Perhaps that’s a occupational hazard of some bio movies about controversial political figures. I’m not sure of their political leanings, but The Iron Lady’s director and writer — Phyllida Lloyd of Mamma Mia! (in which Streep sang ABBA songs and danced with Colin Firth and Pierce Brosnan), and Abi Morgan, who co-wrote Irish filmmaker Steve McQueen‘s sexually uninhibited nightmare Shame — would seem likely lefties or at least moderates. (Most writers and directors, and artists in general, are.) At the very least, you’d expect that they’d question many or some of the policies Maggie stood for (not counting her tolerance on sexual matters) and that came to comprise “Thatcherism“: untrammeled free market economics, deregulation of business, anti-labor union, pro-Reagan, hard core conservatism, or, as it came to be known in England, “Thatcherism.”
It’s also probable they admire Thatcher (as do I) as a woman who broke political barriers and won a game that was initially stacked against her.
But, whatever their own politics, the strategy of Lloyd and Morgan here is to pretty much ignore or at least down-pedal Thatcher’s hard-core views and what influenced by them, to sideswipe them, or to avoid over-dramatizing or exploiting them, except in brief spurts (a flurry of Irish Republican Army violence that includes bombing and the assassination of Airey Neale (Nicholas Farrell) and her reconquest of the Falklands after Argentina retook them) — and to concentrate instead on her internal battles with stuffy, dressed-up conservative politicos like Michael Heseltine (Richard E. Grant) and Geoffrey Howe (Anthony Head), and a home life that includes her ghostly confabs with Denis, and her sparky confrontations with daughter Carol (Olivia Coleman).

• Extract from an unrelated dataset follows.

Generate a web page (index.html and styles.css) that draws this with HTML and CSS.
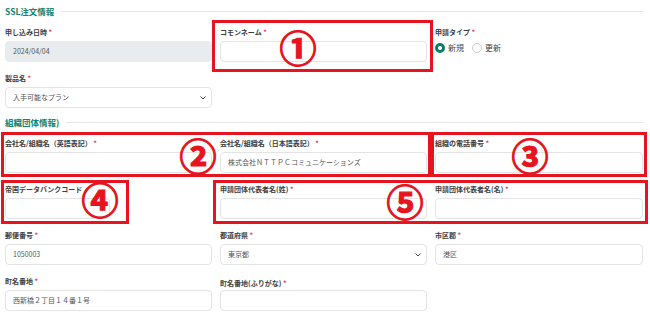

The movie doesn’t really dramatize Thatcher’s politics, or what their consequences were, or why she had them (her family had been Liberal, after all), or what she tried to achieve, except for brief symbolic pictures and jabs: like the surly protestors who keep charging her limousine and shouting in at her window, or the transcendent pre-Dancing-with-the-Stars tableau moment when she twirls (after a fashion) across a ballroom floor with Ronald Reagan.
Indeed the movie seems to spend as much time with Streep’s Thatcher in her alleged semi-dotage, summoning up visions of the past while she wanders around her dwelling, than it does with Thatcher in her Iron Lady prime. I’m not sure of the intention here — maybe it’s to elicit maximum sympathy for a figure whom the moviemakers know is divisive, maybe it’s something more Dickensian — but I would have preferred more moments of high historical drama amd less of lower imaginary pathos.
Luckily, the movie has Streep, still in her prime at 62, still effortlessly slipping beneath the skins of her parts, still showing us what acting is all about, still turning herself wonderfully into somebody else for our pleasure. My favorite performance by a movie actress this year was by the wondrous Korean player Jeong-Hie Yon as the beleaguered grandmother in Poetry, but I realize there’s no way in the world that she’ll even be nominated for an American best actress Oscar. I’m also partial to Kristen Wiig in Bridesmaids, Kirsten Dunst in Melancholia, and Viola Davis in The Help. But I won’t be unhappy if the Weinsteins squeeze out another best actress win for Meryl Streep. Now, there’s a woman — you think as you watch her in The Iron Lady — who could really run a country. Or at least there’s a woman who can really run a movie about a woman running a country.